The king took the sword out of her grasp. Here, let me. He strapped it across her back. How about this—let’s play stone, silk, and sickle. If I win, you stay.

She frowned as she considered. You have to too. You have to promise that you’ll stay forever if I win.

He agreed to her conditions. So they played. It was a game of reflexes, which he’d had many, many years to perfect. When he saw her small hand start to form stone, he made sickle, because he wanted her to win. He wanted—as ill-advised as is twas—to make a promise he couldn’t keep.





SEVEN





WHEN THE INNER PALACE IS IN TURMOIL, SO IS THE COURT.

ONE OF THE ELEVEN ON POLYGAMY


THEY SPEND MORE TIME IN THEIR BEDS THAN ON THEIR THRONES. WHAT MAN WITH TWENTY CONCUBINES WOULDN’T DO THE SAME?
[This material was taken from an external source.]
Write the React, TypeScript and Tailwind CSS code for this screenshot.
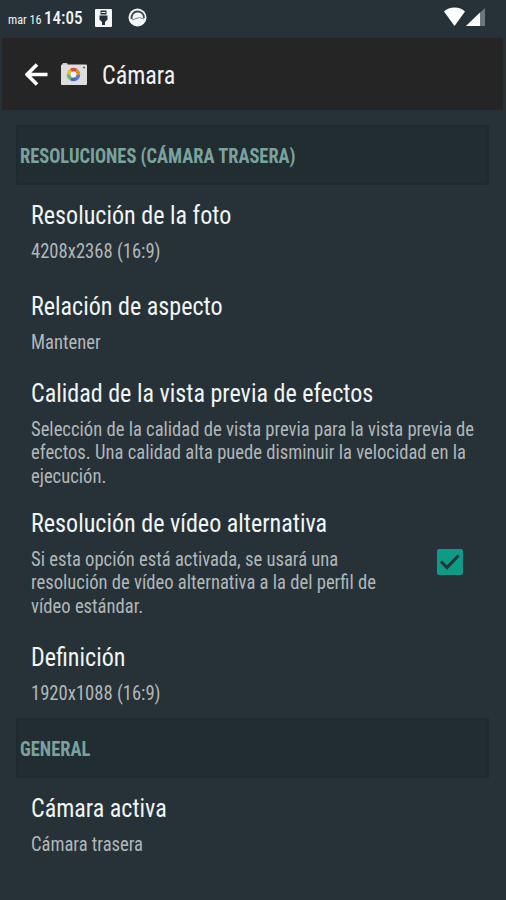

TWO OF THE ELEVEN ON POLYGAMY

Hesina couldn’t remember the last time she’d slept.

At first, it was because she saw the burned rider wherever she looked. His face was the clump of tea leaves at the bottom of her cup. His voice was the whine and creak of her mother’s carriage when it rolled out of the Eastern Gate, returning the dowager queen to the Ouyang Mountains the dawn after her daughter’s coronation.

Then, it was because she couldn’t sleep. A queen simply didn’t have enough hours in the day. If she wasn’t writing letters to Kendi’a, demanding an explanation and requesting negotiations, she was reading about the sooths, trying to understand just how much of a threat they’d be in a purely hypothetical war.
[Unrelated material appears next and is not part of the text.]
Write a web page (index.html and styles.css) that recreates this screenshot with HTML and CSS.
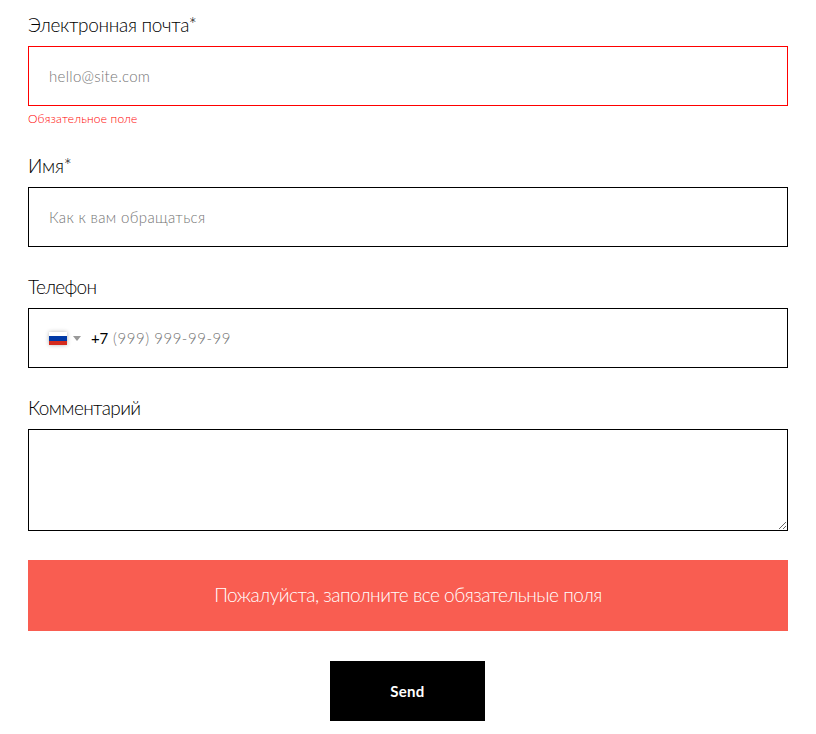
FILE: index.html
```html
<!DOCTYPE html>
<html lang="ru">
<head>
<meta charset="utf-8">
<title>Форма</title>
<link rel="stylesheet" href="styles.css">
</head>
<body>
<form class="form" novalidate>
  <div class="group group-error">
    <label class="label" for="email"><span class="l-email">Электронная почта*</span></label>
    <input class="field p-email" id="email" type="email" placeholder="hello@site.com">
    <div class="error">Обязательное поле</div>
  </div>
  <div class="group">
    <label class="label" for="name"><span class="l-name">Имя*</span></label>
    <input class="field p-name" id="name" type="text" placeholder="Как к вам обращаться">
  </div>
  <div class="group">
    <label class="label" for="phone"><span class="l-phone">Телефон</span></label>
    <div class="field phone">
      <span class="flag"><i class="white"></i><i class="blue"></i><i class="red"></i></span>
      <span class="arrow"></span>
      <span class="code">+7</span>
      <input class="number" id="phone" type="tel" placeholder="(999) 999-99-99">
    </div>
  </div>
  <div class="group group-comment">
    <label class="label" for="comment"><span class="l-comment">Комментарий</span></label>
    <textarea class="field area" id="comment"></textarea>
  </div>
  <div class="alert"><span class="alert-text">Пожалуйста, заполните все обязательные поля</span></div>
  <button class="send" type="button">Send</button>
</form>
</body>
</html>
```
FILE: styles.css
```css
* { box-sizing: border-box; }
body { margin: 0; background: #fff; font-family: Lato, "Open Sans", sans-serif; font-weight: 300; color: #000; }
.form { width: 760px; margin: 0 28px; padding-top: 11px; display: flex; flex-direction: column; }
.group { display: flex; flex-direction: column; height: 121px; }
.group-error { height: 141px; }
.group-comment { height: 166px; }
.label { font-size: 19px; line-height: 27px; height: 35px; white-space: nowrap; }
.l-email { letter-spacing: -.31px; }
.l-name { letter-spacing: -.2px; }
.l-phone { letter-spacing: -.7px; }
.l-comment { letter-spacing: -.62px; }
.field { display: block; width: 100%; height: 60px; margin: 0; padding: 0 20px; border: 1px solid #000; border-radius: 0; background: #fff; font: 300 15px/20px Lato, "Open Sans", sans-serif; outline: none; }
.group-error .field { border-color: #f00; }
.field::placeholder, .number::placeholder { color: #757575; opacity: 1; }
.p-email { letter-spacing: .3px; }
.p-name { letter-spacing: .35px; }
.error { margin-top: 4px; font-size: 12px; line-height: 17px; color: #f00; letter-spacing: .18px; white-space: nowrap; }
.phone { display: flex; align-items: center; padding-bottom: 1px; }
.flag { display: flex; flex-direction: column; width: 18px; height: 13px; margin-top: 1px; box-shadow: 0 0 4px rgba(0, 0, 0, .3); }
.flag i { flex: none; height: 4px; }
.white { background: #fff; }
.flag .blue { background: #0039a6; height: 5px; }
.red { background: #d52b1e; }
.arrow { margin: 1px 10px 0 6px; border: 4px solid transparent; border-top: 5px solid #999; border-bottom: 0; }
.code { width: 22px; font-weight: 400; letter-spacing: -.3px; }
.number { flex: 1; border: 0; padding: 0; outline: 0; font: inherit; letter-spacing: .54px; }
.area { height: 102px; resize: vertical; }
.alert { height: 71px; line-height: 70px; background: #f95d51; color: #fff; text-align: center; font-size: 19px; white-space: nowrap; }
.alert-text { letter-spacing: -.49px; }
.send { width: 155px; height: 60px; margin: 30px 0 0 302px; padding: 0; border: 0; background: #000; color: #fff; font: 700 15px/20px Lato, sans-serif; letter-spacing: .3px; }
```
It was thankless research. Books contradicted each other or stated things she already knew: sooths were evil, not all sooths had magic, and sooths couldn’t lie about their visions without truncating their life spans. One tome, which Hesina discounted because it had more pictures than words, claimed that sooths added a year to their natural life spans for every true vision shared. Some had lived centuries by virtue of honesty.

Maybe this was why so many books on the sooths had been burned, thought Hesina dryly. Imagine the outrage if schoolchildren found a shortcut to immortality! But if being well read was, in fact, the only way to godhood, then Hesina must have been halfway there. To top off all her paperwork, her page had delivered a report on the court officials with connections to Kendi’a and hundreds of their archived memorials as handwriting samples. The stacks were huge, towering in spires on her desk. As Hesina went through them, more and more people gathered on the terraces outside the palace. Everyone was waiting for the trial to open. There was a murderer roaming the kingdom, and they wanted the person found.

Hesina did too. But she’d also found murder in her own people’s eyes, and she couldn’t help but unfold, refold, and unfold the Investigation Bureau’s memorandum, creasing it like her brow. Justice was a muscle, Xia Zhong had said, but was it strong enough to withstand the people’s rage? Was the Bureau strong enough?

Some nights, she took her questions to the throne hall. She would stride down the enamel walk of python inlay, ascend the altar-like dais of black lacquer, and sit, a reredos fitted with twelve zitan and soapstone panels rising at her back, an empty assembly ground framed with faux gateways and cinnabar pillars spreading before her. Impossibly small beneath an impossibly high caisson ceiling commissioned by the relic emperors, Hesina would ask for advice and expect no reply. Vassals needed sleep, and none of their voices came close to her father’s.